Saya teringat Prof Dr. Sujudi mantan Menkes dan rektor UI. Beliau selalu rajin membalas kartu ucapan selamat Idul Fitri yang saya kirim saban tahun, dan hebatnya beliau menulis dengan tulisan tangan sendiri, dengan ada tambahan kata, apa kabar Budi? Di mana kamu sekarang? Sangat personal sekali. Meskipun sewaktu beliau sudah menjadi menteri, padahal saya mengenal beliau hanya sebatas sebagai pasien beliau.

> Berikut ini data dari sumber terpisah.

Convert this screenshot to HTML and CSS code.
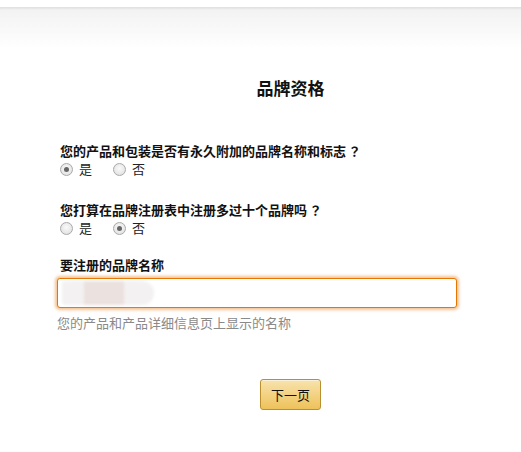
FILE: index.html
```html
<!DOCTYPE html>
<html lang="zh">
<head>
<meta charset="utf-8">
<link rel="stylesheet" href="styles.css">
</head>
<body>
<div class="topbar"></div>
<div class="band"></div>
<main class="main">
  <h1 class="title">品牌资格</h1>
  <div class="q">
    <div class="qtext">您的产品和包装是否有永久附加的品牌名称和标志<span class="fw" lang="ja">？</span></div>
    <div class="opts">
      <label class="opt"><span class="radio checked"></span>是</label>
      <label class="opt"><span class="radio"></span>否</label>
    </div>
  </div>
  <div class="q q2">
    <div class="qtext">您打算在品牌注册表中注册多过十个品牌吗<span class="fw" lang="ja">？</span></div>
    <div class="opts">
      <label class="opt"><span class="radio"></span>是</label>
      <label class="opt"><span class="radio checked"></span>否</label>
    </div>
  </div>
  <div class="field">
    <div class="qtext">要注册的品牌名称</div>
    <div class="inputwrap">
      <div class="input"></div>
      <div class="blur"><div class="blur-in"></div></div>
    </div>
    <div class="hint">您的产品和产品详细信息页上显示的名称</div>
  </div>
  <div class="actions">
    <button class="btn">下一页</button>
  </div>
</main>
</body>
</html>
```
FILE: styles.css
```css
* { box-sizing: border-box; }
html, body { margin: 0; padding: 0; background: #fff; }
body {
  font-family: "Noto Sans CJK SC", "Liberation Sans", sans-serif;
  color: #111;
  font-size: 13px;
  width: 521px;
  height: 452px;
  overflow: hidden;
}
.topbar { height: 7px; background: #fff; }
.band {
  height: 42px;
  border-top: 1px solid #e2e2e2;
  box-shadow: inset 0 2px 2px -1px rgba(0,0,0,0.06);
  background: linear-gradient(#f2f2f2, #fbfbfb 70%, #fff);
}
.main { padding-left: 60px; }
.title {
  margin: 28px 0 0;
  text-align: center;
  font-size: 17px;
  line-height: 21px;
  font-weight: 700;
  color: #111;
}
.q { margin-top: 44px; }
.q2 { margin-top: 23px; }
.qtext {
  font-weight: 700;
  font-size: 13px;
  line-height: 18px;
  color: #111;
}
.fw {
  font-family: "Noto Sans CJK JP", "Noto Sans CJK SC", sans-serif;
  display: inline-block;
  width: 15px;
  text-align: right;
}
.opts { display: flex; height: 18px; align-items: center; }
.opt {
  display: flex;
  align-items: center;
  width: 53px;
  line-height: 18px;
  color: #222;
}
.radio {
  width: 13px;
  height: 13px;
  border-radius: 50%;
  border: 1px solid #a9a9a9;
  background: radial-gradient(circle at 50% 40%, #fafafa, #dcdcdc);
  margin-right: 6px;
  position: relative;
}
.radio.checked::after {
  content: "";
  position: absolute;
  left: 3px; top: 3px;
  width: 5px; height: 5px;
  border-radius: 50%;
  background: #666;
}
.field { margin-top: 19px; }
.inputwrap { position: relative; margin: 4px 0 0 -3px; width: 400px; }
.input {
  height: 30px;
  border: 1px solid #e77600;
  border-radius: 3px;
  box-shadow: 0 0 3px 2px rgba(228,121,17,0.45);
  background: #fff;
}
.blur {
  position: absolute;
  left: 5px; top: 3px;
  width: 92px; height: 24px;
  border-radius: 4px 14px 14px 4px;
  background: #f3f1f1;
  filter: blur(1.5px);
}
.blur-in {
  position: absolute;
  left: 22px; top: 0;
  width: 40px; height: 24px;
  background: #ebe1de;
}
.hint {
  margin: 6px 0 0 -3px;
  line-height: 18px;
  color: #8a8a8a;
  font-size: 13px;
}
.actions { display: flex; justify-content: center; margin-top: 47px; }
.btn {
  width: 61px;
  height: 31px;
  padding: 0;
  font-family: inherit;
  font-size: 13px;
  color: #111;
  border: 1px solid #b8902e;
  border-radius: 3px;
  background: linear-gradient(#f8e3ad, #eec25a);
  box-shadow: inset 0 1px 0 rgba(255,255,255,0.5);
}
```
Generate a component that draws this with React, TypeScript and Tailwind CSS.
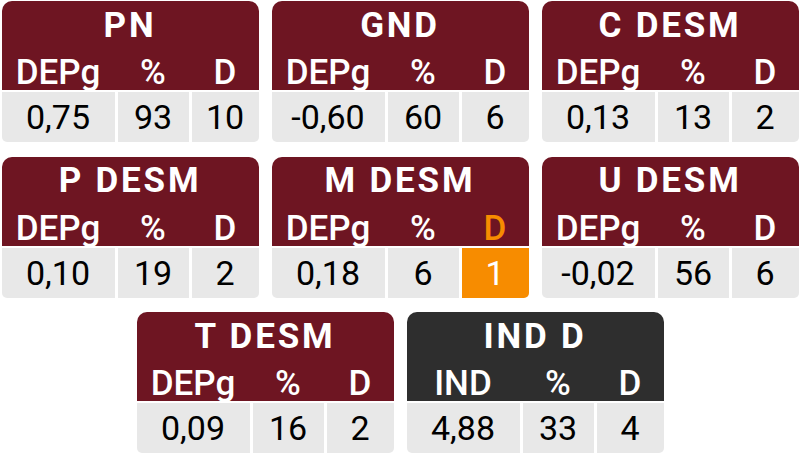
import React from "react";

type Card = {
  title: string;
  labels: [string, string, string];
  values: [string, string, string];
  dark?: boolean;
  highlight?: boolean;
};

const row1: Card[] = [
  { title: "PN", labels: ["DEPg", "%", "D"], values: ["0,75", "93", "10"] },
  { title: "GND", labels: ["DEPg", "%", "D"], values: ["-0,60", "60", "6"] },
  { title: "C DESM", labels: ["DEPg", "%", "D"], values: ["0,13", "13", "2"] },
];
const row2: Card[] = [
  { title: "P DESM", labels: ["DEPg", "%", "D"], values: ["0,10", "19", "2"] },
  { title: "M DESM", labels: ["DEPg", "%", "D"], values: ["0,18", "6", "1"], highlight: true },
  { title: "U DESM", labels: ["DEPg", "%", "D"], values: ["-0,02", "56", "6"] },
];
const row3: Card[] = [
  { title: "T DESM", labels: ["DEPg", "%", "D"], values: ["0,09", "16", "2"] },
  { title: "IND D", labels: ["IND", "%", "D"], values: ["4,88", "33", "4"], dark: true },
];

function StatCard({ c }: { c: Card }) {
  const headBg = c.dark ? "bg-[#2e2e2e]" : "bg-[#6e1522]";
  return (
    <div className="flex h-[141px] w-[257px] flex-col overflow-hidden rounded-t-[10px] rounded-b-[5px]">
      <div className={`${headBg} flex h-[89px] flex-col pt-[4px] text-white`}>
        <div className="flex h-[42px] items-center justify-center text-[35px] font-bold tracking-[0.08em]">
          {c.title}
        </div>
        <div className="grid h-[40px] grid-cols-[113px_71px_67px] gap-[3px] text-[35px] font-medium">
          {c.labels.map((l, i) => (
            <div
              key={i}
              className={`flex items-center justify-center ${
                c.highlight && i === 2 ? "text-[#f78c00]" : "text-white"
              }`}
            >
              {l}
            </div>
          ))}
        </div>
      </div>
      <div className="mt-[2px] grid h-[50px] grid-cols-[113px_71px_67px] gap-[3px] text-[34px] text-black">
        {c.values.map((v, i) => (
          <div
            key={i}
            className={`flex items-center justify-center pb-[4px] ${
              c.highlight && i === 2 ? "bg-[#f78c00] text-white" : "bg-[#e8e8e8]"
            }`}
          >
            {v}
          </div>
        ))}
      </div>
    </div>
  );
}

export default function App() {
  return (
    <div
      className="flex h-[468px] w-[800px] flex-col gap-[14.5px] bg-white pt-[1px]"
      style={{ fontFamily: "Roboto, 'Noto Sans', sans-serif" }}
    >
      {[row1, row2, row3].map((r, ri) => (
        <div key={ri} className="flex justify-center gap-[13px]">
          {r.map((c) => (
            <StatCard key={c.title} c={c} />
          ))}
        </div>
      ))}
    </div>
  );
}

Prof Sujudi adalah salah satu orang yang sangat berjasa dalam hidup saya. Ketika saya mendapatkan pekerjaan pertama saya, beliaulah yang mentest kesehatan saya. Hasil test kesehatan menunjukkan paru-paru saya ada flek, namun saya tidak paham kenapa beliau tidak segera menuliskan hasil test saya yang dapat menggugurkan lamaran saya. Beliau malah mengobati saya dahulu dan selang beberapa waktu menyuruh metontgen ulang. Dan beberapa waktu kemudian akhirnya flex hilang dan saya dinyatakan sehat. Saya pun diterima untuk bekerja.

Anda dapat menilai dengan “macam-macam” pandangan tentang tindakan beliau. Saya hanya membandingkan kebijakan beliau dengan kelakuan oknum dokter kemarin yang saya temui ketika berobat infeksi kuku cantengan. Sang dokter bukannya mengobati malah menyuruh saya ke salon pedikur, rasanya saya kok saya “ndongkol” seumur-umur.

Sayapun menyimpulkan bahwa ribuan tindakan dalam hidup kita terhadap orang lain, kadang dapat terkenang dengan satu tindakan yang bijak atau yang menyakitkan.

Saya akan selalu mengenang Prof Dr. Sujudi dengan segala kebaikannya sampai saya mati. Semoga Prof Dr. Sujudi diterima di sisi-Nya. Alfatehah.